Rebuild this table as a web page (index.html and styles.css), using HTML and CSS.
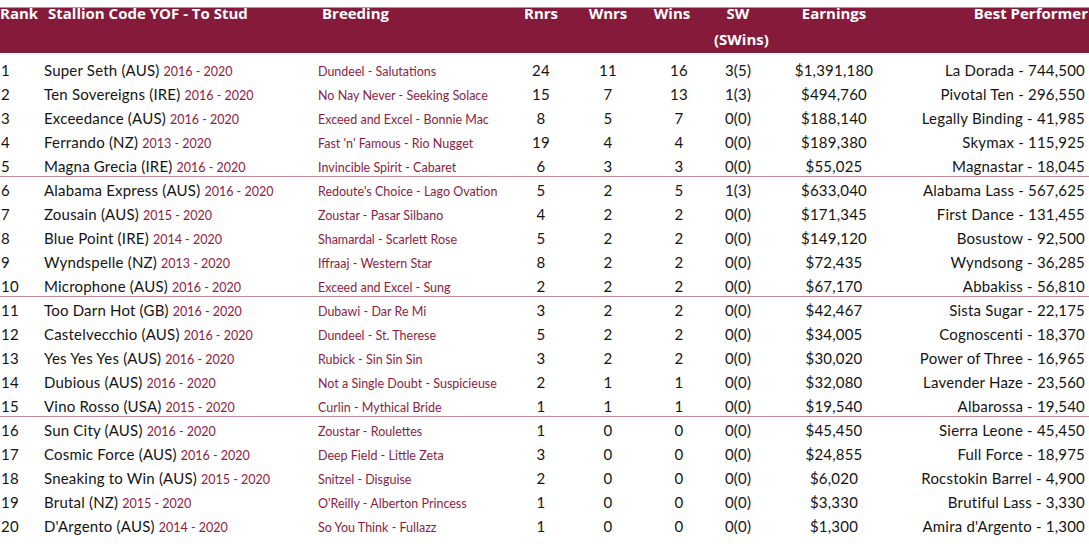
FILE: index.html
```html
<!DOCTYPE html>
<html lang="en">
<head>
<meta charset="utf-8">
<title>Stallion Table</title>
<link rel="stylesheet" href="styles.css">
</head>
<body>
<div class="table">
  <div class="head">
    <div class="hc c-rank">Rank</div>
    <div class="hc c-stal pad">Stallion Code YOF - To Stud</div>
    <div class="hc h-breed pad">Breeding</div>
    <div class="hc c-num">Rnrs</div>
    <div class="hc c-num">Wnrs</div>
    <div class="hc c-num wins-h">Wins</div>
    <div class="hc c-num">SW<br>(SWins)</div>
    <div class="hc c-num">Earnings</div>
    <div class="hc c-best">Best Performer</div>
  </div>
  <div class="rows">
    <div class="row"><div class="c-rank">1</div><div class="c-stal">Super Seth (AUS) <span class="yr">2016 - 2020</span></div><div class="c-breed">Dundeel - Salutations</div><div class="c-num">24</div><div class="c-num">11</div><div class="c-num">16</div><div class="c-num">3(5)</div><div class="c-num">$1,391,180</div><div class="c-best">La Dorada - 744,500</div></div>
    <div class="row"><div class="c-rank">2</div><div class="c-stal">Ten Sovereigns (IRE) <span class="yr">2016 - 2020</span></div><div class="c-breed">No Nay Never - Seeking Solace</div><div class="c-num">15</div><div class="c-num">7</div><div class="c-num">13</div><div class="c-num">1(3)</div><div class="c-num">$494,760</div><div class="c-best">Pivotal Ten - 296,550</div></div>
    <div class="row"><div class="c-rank">3</div><div class="c-stal">Exceedance (AUS) <span class="yr">2016 - 2020</span></div><div class="c-breed">Exceed and Excel - Bonnie Mac</div><div class="c-num">8</div><div class="c-num">5</div><div class="c-num">7</div><div class="c-num">0(0)</div><div class="c-num">$188,140</div><div class="c-best">Legally Binding - 41,985</div></div>
    <div class="row"><div class="c-rank">4</div><div class="c-stal">Ferrando (NZ) <span class="yr">2013 - 2020</span></div><div class="c-breed">Fast 'n' Famous - Rio Nugget</div><div class="c-num">19</div><div class="c-num">4</div><div class="c-num">4</div><div class="c-num">0(0)</div><div class="c-num">$189,380</div><div class="c-best">Skymax - 115,925</div></div>
    <div class="row sep"><div class="c-rank">5</div><div class="c-stal">Magna Grecia (IRE) <span class="yr">2016 - 2020</span></div><div class="c-breed">Invincible Spirit - Cabaret</div><div class="c-num">6</div><div class="c-num">3</div><div class="c-num">3</div><div class="c-num">0(0)</div><div class="c-num">$55,025</div><div class="c-best">Magnastar - 18,045</div></div>
    <div class="row"><div class="c-rank">6</div><div class="c-stal">Alabama Express (AUS) <span class="yr">2016 - 2020</span></div><div class="c-breed">Redoute's Choice - Lago Ovation</div><div class="c-num">5</div><div class="c-num">2</div><div class="c-num">5</div><div class="c-num">1(3)</div><div class="c-num">$633,040</div><div class="c-best">Alabama Lass - 567,625</div></div>
    <div class="row"><div class="c-rank">7</div><div class="c-stal">Zousain (AUS) <span class="yr">2015 - 2020</span></div><div class="c-breed">Zoustar - Pasar Silbano</div><div class="c-num">4</div><div class="c-num">2</div><div class="c-num">2</div><div class="c-num">0(0)</div><div class="c-num">$171,345</div><div class="c-best">First Dance - 131,455</div></div>
    <div class="row"><div class="c-rank">8</div><div class="c-stal">Blue Point (IRE) <span class="yr">2014 - 2020</span></div><div class="c-breed">Shamardal - Scarlett Rose</div><div class="c-num">5</div><div class="c-num">2</div><div class="c-num">2</div><div class="c-num">0(0)</div><div class="c-num">$149,120</div><div class="c-best">Bosustow - 92,500</div></div>
    <div class="row"><div class="c-rank">9</div><div class="c-stal">Wyndspelle (NZ) <span class="yr">2013 - 2020</span></div><div class="c-breed">Iffraaj - Western Star</div><div class="c-num">8</div><div class="c-num">2</div><div class="c-num">2</div><div class="c-num">0(0)</div><div class="c-num">$72,435</div><div class="c-best">Wyndsong - 36,285</div></div>
    <div class="row sep"><div class="c-rank">10</div><div class="c-stal">Microphone (AUS) <span class="yr">2016 - 2020</span></div><div class="c-breed">Exceed and Excel - Sung</div><div class="c-num">2</div><div class="c-num">2</div><div class="c-num">2</div><div class="c-num">0(0)</div><div class="c-num">$67,170</div><div class="c-best">Abbakiss - 56,810</div></div>
    <div class="row"><div class="c-rank">11</div><div class="c-stal">Too Darn Hot (GB) <span class="yr">2016 - 2020</span></div><div class="c-breed">Dubawi - Dar Re Mi</div><div class="c-num">3</div><div class="c-num">2</div><div class="c-num">2</div><div class="c-num">0(0)</div><div class="c-num">$42,467</div><div class="c-best">Sista Sugar - 22,175</div></div>
    <div class="row"><div class="c-rank">12</div><div class="c-stal">Castelvecchio (AUS) <span class="yr">2016 - 2020</span></div><div class="c-breed">Dundeel - St. Therese</div><div class="c-num">5</div><div class="c-num">2</div><div class="c-num">2</div><div class="c-num">0(0)</div><div class="c-num">$34,005</div><div class="c-best">Cognoscenti - 18,370</div></div>
    <div class="row"><div class="c-rank">13</div><div class="c-stal">Yes Yes Yes (AUS) <span class="yr">2016 - 2020</span></div><div class="c-breed">Rubick - Sin Sin Sin</div><div class="c-num">3</div><div class="c-num">2</div><div class="c-num">2</div><div class="c-num">0(0)</div><div class="c-num">$30,020</div><div class="c-best">Power of Three - 16,965</div></div>
    <div class="row"><div class="c-rank">14</div><div class="c-stal">Dubious (AUS) <span class="yr">2016 - 2020</span></div><div class="c-breed">Not a Single Doubt - Suspicieuse</div><div class="c-num">2</div><div class="c-num">1</div><div class="c-num">1</div><div class="c-num">0(0)</div><div class="c-num">$32,080</div><div class="c-best">Lavender Haze - 23,560</div></div>
    <div class="row sep"><div class="c-rank">15</div><div class="c-stal">Vino Rosso (USA) <span class="yr">2015 - 2020</span></div><div class="c-breed">Curlin - Mythical Bride</div><div class="c-num">1</div><div class="c-num">1</div><div class="c-num">1</div><div class="c-num">0(0)</div><div class="c-num">$19,540</div><div class="c-best">Albarossa - 19,540</div></div>
    <div class="row"><div class="c-rank">16</div><div class="c-stal">Sun City (AUS) <span class="yr">2016 - 2020</span></div><div class="c-breed">Zoustar - Roulettes</div><div class="c-num">1</div><div class="c-num">0</div><div class="c-num">0</div><div class="c-num">0(0)</div><div class="c-num">$45,450</div><div class="c-best">Sierra Leone - 45,450</div></div>
    <div class="row"><div class="c-rank">17</div><div class="c-stal">Cosmic Force (AUS) <span class="yr">2016 - 2020</span></div><div class="c-breed">Deep Field - Little Zeta</div><div class="c-num">3</div><div class="c-num">0</div><div class="c-num">0</div><div class="c-num">0(0)</div><div class="c-num">$24,855</div><div class="c-best">Full Force - 18,975</div></div>
    <div class="row"><div class="c-rank">18</div><div class="c-stal">Sneaking to Win (AUS) <span class="yr">2015 - 2020</span></div><div class="c-breed">Snitzel - Disguise</div><div class="c-num">2</div><div class="c-num">0</div><div class="c-num">0</div><div class="c-num">0(0)</div><div class="c-num">$6,020</div><div class="c-best">Rocstokin Barrel - 4,900</div></div>
    <div class="row"><div class="c-rank">19</div><div class="c-stal">Brutal (NZ) <span class="yr">2015 - 2020</span></div><div class="c-breed">O'Reilly - Alberton Princess</div><div class="c-num">1</div><div class="c-num">0</div><div class="c-num">0</div><div class="c-num">0(0)</div><div class="c-num">$3,330</div><div class="c-best">Brutiful Lass - 3,330</div></div>
    <div class="row"><div class="c-rank">20</div><div class="c-stal">D'Argento (AUS) <span class="yr">2014 - 2020</span></div><div class="c-breed">So You Think - Fullazz</div><div class="c-num">1</div><div class="c-num">0</div><div class="c-num">0</div><div class="c-num">0(0)</div><div class="c-num">$1,300</div><div class="c-best">Amira d'Argento - 1,300</div></div>
  </div>
</div>
</body>
</html>
```

FILE: styles.css
```css
* { box-sizing: border-box; }
html, body { margin: 0; padding: 0; background: #ffffff; }
body {
  font-family: "Lato", "Noto Sans", "Liberation Sans", sans-serif;
  color: #141414;
  padding-top: 7px;
}
.table { width: 1089px; }
.head, .row {
  display: grid;
  grid-template-columns: 44px 274px 192px 62px 72px 70px 48px 144px 179px;
}
.head {
  height: 46px;
  background: #861a3a;
  border-top: 1px solid #c78a9b;
  color: #ffffff;
  font-family: "Open Sans", "Lato", sans-serif;
  font-weight: 700;
  font-size: 15px;
}
.hc {
  line-height: 26px;
  margin-top: -8px;
  white-space: nowrap;
}
.hc.pad { padding-left: 4px; }
.hc.c-rank { padding-left: 0; }
.hc.c-best { margin-right: -3px; }
.hc.wins-h { padding-right: 14px; }
.rows { padding-top: 5px; }
.row {
  height: 24px;
  line-height: 24px;
  font-size: 15px;
  letter-spacing: 0.2px;
  white-space: nowrap;
  align-items: baseline;
}
.row.sep {
  background-image: linear-gradient(to top, transparent 1px, #c98a9c 1px, #c98a9c 2px, transparent 2px);
}
.c-rank { padding-left: 1px; }
.c-num { text-align: center; }
.c-best { text-align: right; }
.yr { font-size: 12.5px; color: #8b1d42; letter-spacing: 0; }
.c-breed { font-size: 12.5px; color: #8b1d42; letter-spacing: 0; }
```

---

Instructions to follow: Gather each line of the listing that holds the string "styles".

Output of the exercise:
Rebuild this table as a web page (index.html and styles.css), using HTML and CSS.
<link rel="stylesheet" href="styles.css">
FILE: styles.css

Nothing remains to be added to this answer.